Revealing causality in the associations between meteorological variables and air pollutant concentrations

Understanding the role of meteorology in determining air pollutant concentrations is an important goal for better comprehension of air pollution dispersion and fate. It requires estimating the strength of the causal associations between all the relevant meteorological variables and the pollutant concentrations. Unfortunately, many of the meteorological variables are not routinely observed. Furthermore, the common analysis methods cannot establish causality. Here we use the output of a numerical weather prediction model as a proxy for real meteorological data, and study the causal relationships between a large suite of its meteorological variables, including some rarely observed ones, and the corresponding nitrogen dioxide (NO₂) concentrations at multiple observation locations. Time–lagged convergent cross mapping analysis is used to ascertain causality and its strength, and the Pearson and Spearman correlations are used to study the direction of the associations.

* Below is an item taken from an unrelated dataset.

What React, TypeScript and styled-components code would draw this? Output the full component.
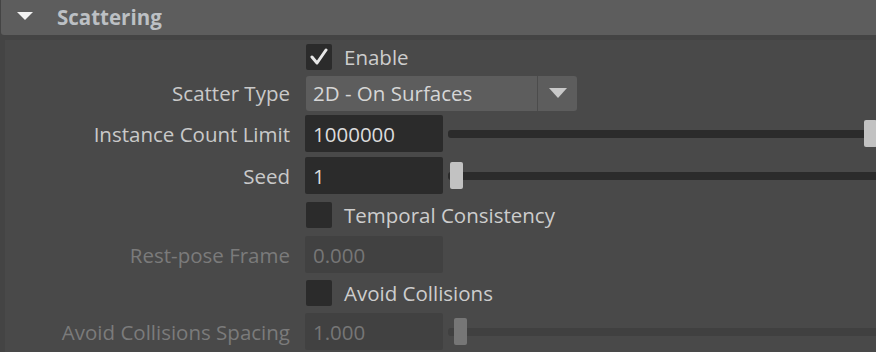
import React from "react";
import styled, { createGlobalStyle } from "styled-components";

const GlobalStyle = createGlobalStyle`
  body {
    margin: 0;
    background-color: #444444;
    font-family: "Open Sans", "Noto Sans", sans-serif;
  }
`;

const Page = styled.div`
  width: 876px;
  height: 352px;
  overflow: hidden;
  background-color: #444444;
`;

const Header = styled.div`
  height: 35px;
  margin-left: 1px;
  background-color: #5d5d5d;
  border-bottom-left-radius: 3px;
  display: flex;
  align-items: center;
`;

const Arrow = styled.div`
  width: 0;
  height: 0;
  margin-left: 16px;
  margin-top: -3px;
  border-left: 8px solid transparent;
  border-right: 8px solid transparent;
  border-top: 8px solid #f2f2f2;
`;

const Title = styled.span`
  margin-left: 24px;
  margin-top: -2px;
  color: #bcc0c4;
  font-weight: 700;
  font-size: 20.5px;
`;

const Body = styled.div`
  margin: 5px 0 0 5px;
  background-color: #494949;
  height: 312px;
  display: flex;
  flex-direction: column;
`;

const Row = styled.div<{ $h: number }>`
  height: ${(p) => p.$h}px;
  display: flex;
  align-items: center;
`;

const Label = styled.div<{ $disabled?: boolean }>`
  width: 300px;
  flex: none;
  text-align: right;
  font-size: 20.5px;
  white-space: nowrap;
  color: ${(p) => (p.$disabled ? "#7b7b7b" : "#c9c9c9")};
  padding-right: 15px;
  box-sizing: border-box;
`;

const Spacer = styled.div`
  width: 301px;
  flex: none;
`;

const Check = styled.div`
  width: 26px;
  height: 26px;
  border-radius: 2px;
  background-color: #2b2b2b;
  display: flex;
  align-items: center;
  justify-content: center;
  flex: none;
`;

const CheckText = styled.span`
  margin-left: 12px;
  font-size: 20.5px;
  color: #cdcdcd;
`;

const Dropdown = styled.div`
  width: 271px;
  height: 35px;
  margin-left: 1px;
  background-color: #5d5d5d;
  border-radius: 3px;
  display: flex;
  align-items: center;
`;

const DropValue = styled.div`
  flex: 1;
  padding-left: 7px;
  font-size: 20.5px;
  color: #d6d6d6;
  border-right: 1px solid #4c4c4c;
  height: 100%;
  display: flex;
  align-items: center;
`;

const DropButton = styled.div`
  width: 39px;
  height: 100%;
  display: flex;
  align-items: center;
  justify-content: center;
`;

const DropArrow = styled.div`
  width: 0;
  height: 0;
  border-left: 9px solid transparent;
  border-right: 9px solid transparent;
  border-top: 10px solid #c8c8c8;
`;

const Field = styled.div<{ $disabled?: boolean }>`
  width: 138px;
  height: 37px;
  flex: none;
  box-sizing: border-box;
  padding-left: 8px;
  border-radius: 2px;
  background-color: ${(p) => (p.$disabled ? "#414141" : "#2b2b2b")};
  color: ${(p) => (p.$disabled ? "#767676" : "#dcdcdc")};
  font-size: 20.5px;
  display: flex;
  align-items: center;
`;

const Slider = styled.div`
  flex: 1;
  margin-left: 5px;
  height: 28px;
  display: flex;
  align-items: center;
  position: relative;
`;

const Track = styled.div<{ $disabled?: boolean }>`
  width: 100%;
  height: 8px;
  border-radius: 3px 0 0 3px;
  background-color: ${(p) => (p.$disabled ? "#404040" : "#2b2b2b")};
`;

const Handle = styled.div<{ $disabled?: boolean }>`
  position: absolute;
  top: 0;
  width: 13px;
  height: 27px;
  border-radius: 2px;
  background-color: ${(p) => (p.$disabled ? "#767676" : "#c2c2c2")};
`;

const Tick = () => (
  <svg width="20" height="18" viewBox="0 0 20 18">
    <polyline
      points="3,9 8,15 17,2"
      fill="none"
      stroke="#e6e6e6"
      strokeWidth="3"
      strokeLinecap="round"
      strokeLinejoin="round"
    />
  </svg>
);

const SliderBox: React.FC<{ at: number; disabled?: boolean }> = ({ at, disabled }) => (
  <Slider>
    <Track $disabled={disabled} />
    <Handle $disabled={disabled} style={{ left: at }} />
  </Slider>
);

const App: React.FC = () => {
  return (
    <Page>
      <GlobalStyle />
      <Header>
        <Arrow />
        <Title>Scattering</Title>
      </Header>
      <Body>
        <Row $h={34}>
          <Spacer />
          <Check>
            <Tick />
          </Check>
          <CheckText>Enable</CheckText>
        </Row>
        <Row $h={38}>
          <Label>Scatter Type</Label>
          <Dropdown>
            <DropValue>2D - On Surfaces</DropValue>
            <DropButton>
              <DropArrow />
            </DropButton>
          </Dropdown>
        </Row>
        <Row $h={43}>
          <Label>Instance Count Limit</Label>
          <Field>1000000</Field>
          <SliderBox at={416} />
        </Row>
        <Row $h={41}>
          <Label>Seed</Label>
          <Field>1</Field>
          <SliderBox at={2} />
        </Row>
        <Row $h={38}>
          <Spacer />
          <Check />
          <CheckText>Temporal Consistency</CheckText>
        </Row>
        <Row $h={41}>
          <Label $disabled>Rest-pose Frame</Label>
          <Field $disabled>0.000</Field>
        </Row>
        <Row $h={36}>
          <Spacer />
          <Check />
          <CheckText>Avoid Collisions</CheckText>
        </Row>
        <Row $h={41}>
          <Label $disabled>Avoid Collisions Spacing</Label>
          <Field $disabled>1.000</Field>
          <SliderBox at={6} disabled />
        </Row>
      </Body>
    </Page>
  );
};

export default App;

The solar radiation, temperature lapse rate, boundary layer height, horizontal wind speed and wind shear were found to be causally associated with the NO₂ concentrations, with mean time lags of their maximal impact at -3, -1, -2 and -3 hours, respectively. The nature of the association with the vertical wind speed was found to be uncertain and region–dependent. No causal association was found with relative humidity, temperature and precipitation.